DATA LINES:
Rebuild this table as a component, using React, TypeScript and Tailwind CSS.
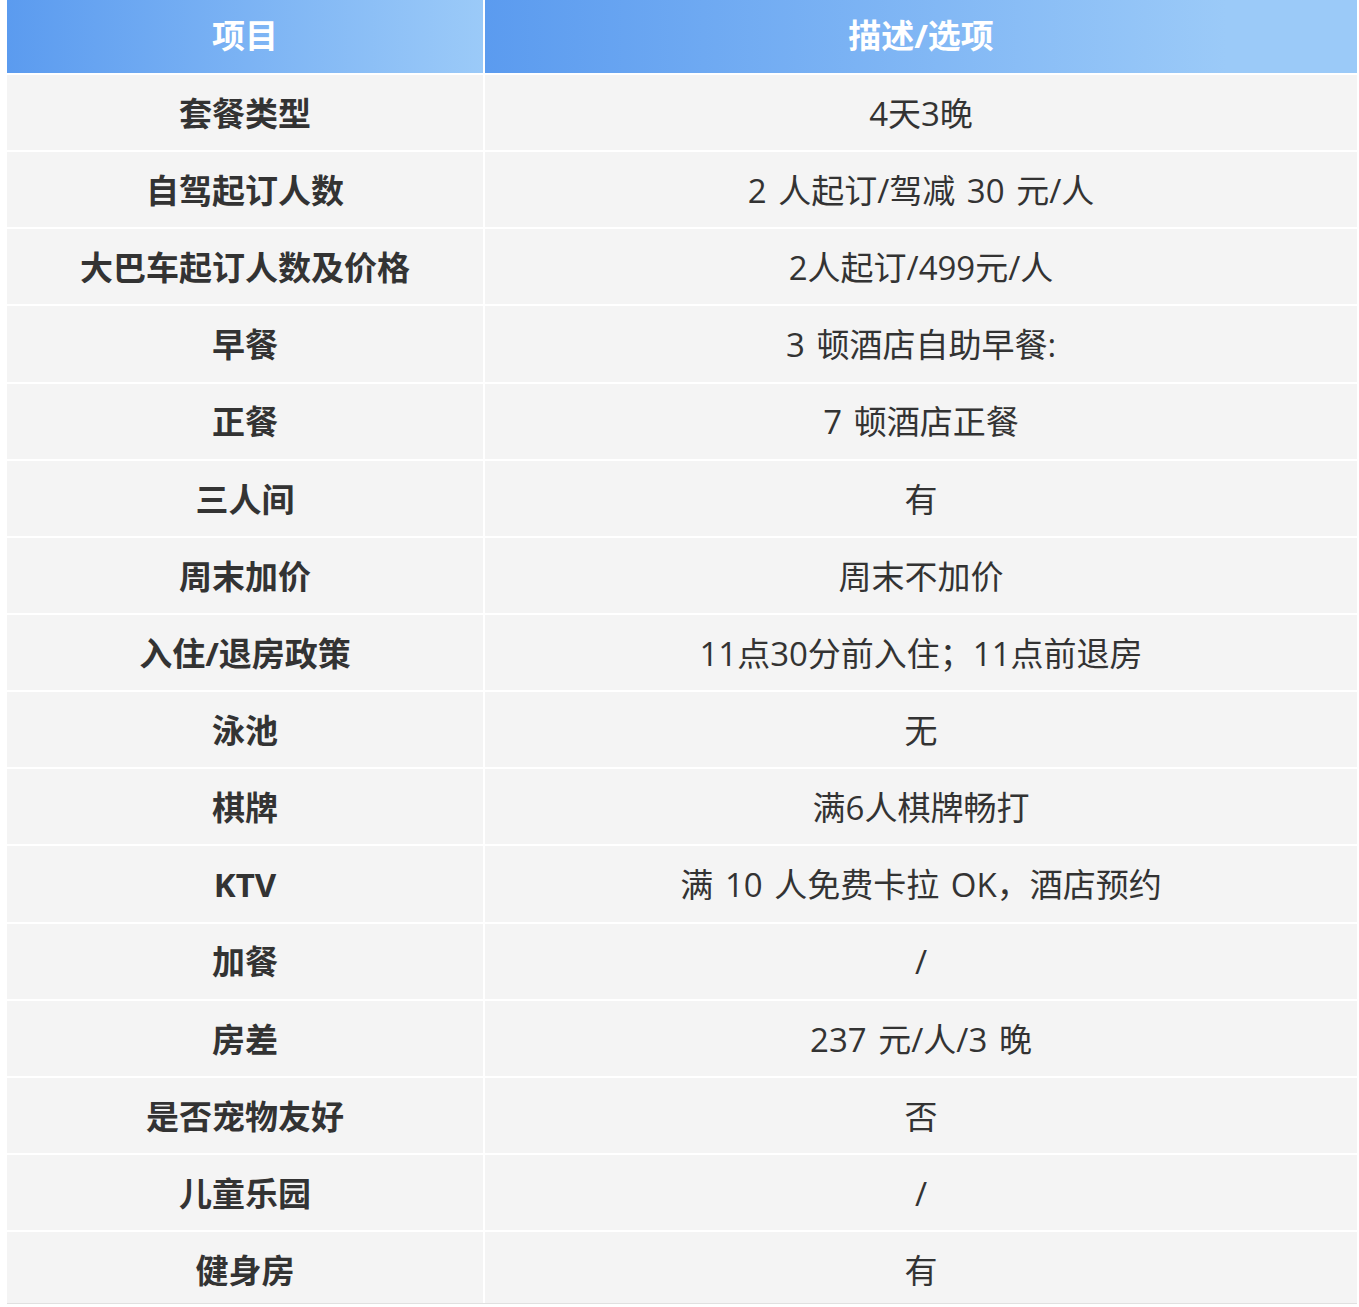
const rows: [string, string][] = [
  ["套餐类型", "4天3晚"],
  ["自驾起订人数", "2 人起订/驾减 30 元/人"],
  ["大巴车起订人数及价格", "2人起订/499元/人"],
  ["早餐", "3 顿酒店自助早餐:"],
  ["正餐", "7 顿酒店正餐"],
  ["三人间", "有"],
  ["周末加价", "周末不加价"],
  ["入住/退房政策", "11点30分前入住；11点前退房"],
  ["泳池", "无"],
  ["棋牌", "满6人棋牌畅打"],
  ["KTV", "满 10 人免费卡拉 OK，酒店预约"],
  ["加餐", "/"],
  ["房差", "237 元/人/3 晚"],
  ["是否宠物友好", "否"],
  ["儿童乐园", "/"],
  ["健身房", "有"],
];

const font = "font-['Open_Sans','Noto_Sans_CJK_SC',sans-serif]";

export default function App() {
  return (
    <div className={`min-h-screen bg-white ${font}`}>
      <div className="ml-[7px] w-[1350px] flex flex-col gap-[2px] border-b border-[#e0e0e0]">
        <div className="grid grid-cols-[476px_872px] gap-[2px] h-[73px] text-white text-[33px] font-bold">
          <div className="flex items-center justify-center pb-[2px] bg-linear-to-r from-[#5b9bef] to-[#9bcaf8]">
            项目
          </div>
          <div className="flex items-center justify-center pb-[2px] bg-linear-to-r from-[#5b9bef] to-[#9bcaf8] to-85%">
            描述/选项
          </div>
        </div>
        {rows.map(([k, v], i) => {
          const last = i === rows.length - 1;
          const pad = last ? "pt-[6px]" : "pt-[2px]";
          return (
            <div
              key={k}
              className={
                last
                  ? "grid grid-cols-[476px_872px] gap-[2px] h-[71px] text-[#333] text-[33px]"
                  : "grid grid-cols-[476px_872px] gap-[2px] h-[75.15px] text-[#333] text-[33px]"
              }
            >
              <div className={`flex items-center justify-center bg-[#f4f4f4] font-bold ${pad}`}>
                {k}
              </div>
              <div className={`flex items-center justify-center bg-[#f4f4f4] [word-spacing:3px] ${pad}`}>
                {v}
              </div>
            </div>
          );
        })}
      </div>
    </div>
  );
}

SET EXERCISE:
Write the listing out a second time exactly, dropping all images.

RESPONSE FOR THIS EXERCISE:
Rebuild this table as a component, using React, TypeScript and Tailwind CSS.
const rows: [string, string][] = [
  ["套餐类型", "4天3晚"],
  ["自驾起订人数", "2 人起订/驾减 30 元/人"],
  ["大巴车起订人数及价格", "2人起订/499元/人"],
  ["早餐", "3 顿酒店自助早餐:"],
  ["正餐", "7 顿酒店正餐"],
  ["三人间", "有"],
  ["周末加价", "周末不加价"],
  ["入住/退房政策", "11点30分前入住；11点前退房"],
  ["泳池", "无"],
  ["棋牌", "满6人棋牌畅打"],
  ["KTV", "满 10 人免费卡拉 OK，酒店预约"],
  ["加餐", "/"],
  ["房差", "237 元/人/3 晚"],
  ["是否宠物友好", "否"],
  ["儿童乐园", "/"],
  ["健身房", "有"],
];

const font = "font-['Open_Sans','Noto_Sans_CJK_SC',sans-serif]";

export default function App() {
  return (
    <div className={`min-h-screen bg-white ${font}`}>
      <div className="ml-[7px] w-[1350px] flex flex-col gap-[2px] border-b border-[#e0e0e0]">
        <div className="grid grid-cols-[476px_872px] gap-[2px] h-[73px] text-white text-[33px] font-bold">
          <div className="flex items-center justify-center pb-[2px] bg-linear-to-r from-[#5b9bef] to-[#9bcaf8]">
            项目
          </div>
          <div className="flex items-center justify-center pb-[2px] bg-linear-to-r from-[#5b9bef] to-[#9bcaf8] to-85%">
            描述/选项
          </div>
        </div>
        {rows.map(([k, v], i) => {
          const last = i === rows.length - 1;
          const pad = last ? "pt-[6px]" : "pt-[2px]";
          return (
            <div
              key={k}
              className={
                last
                  ? "grid grid-cols-[476px_872px] gap-[2px] h-[71px] text-[#333] text-[33px]"
                  : "grid grid-cols-[476px_872px] gap-[2px] h-[75.15px] text-[#333] text-[33px]"
              }
            >
              <div className={`flex items-center justify-center bg-[#f4f4f4] font-bold ${pad}`}>
                {k}
              </div>
              <div className={`flex items-center justify-center bg-[#f4f4f4] [word-spacing:3px] ${pad}`}>
                {v}
              </div>
            </div>
          );
        })}
      </div>
    </div>
  );
}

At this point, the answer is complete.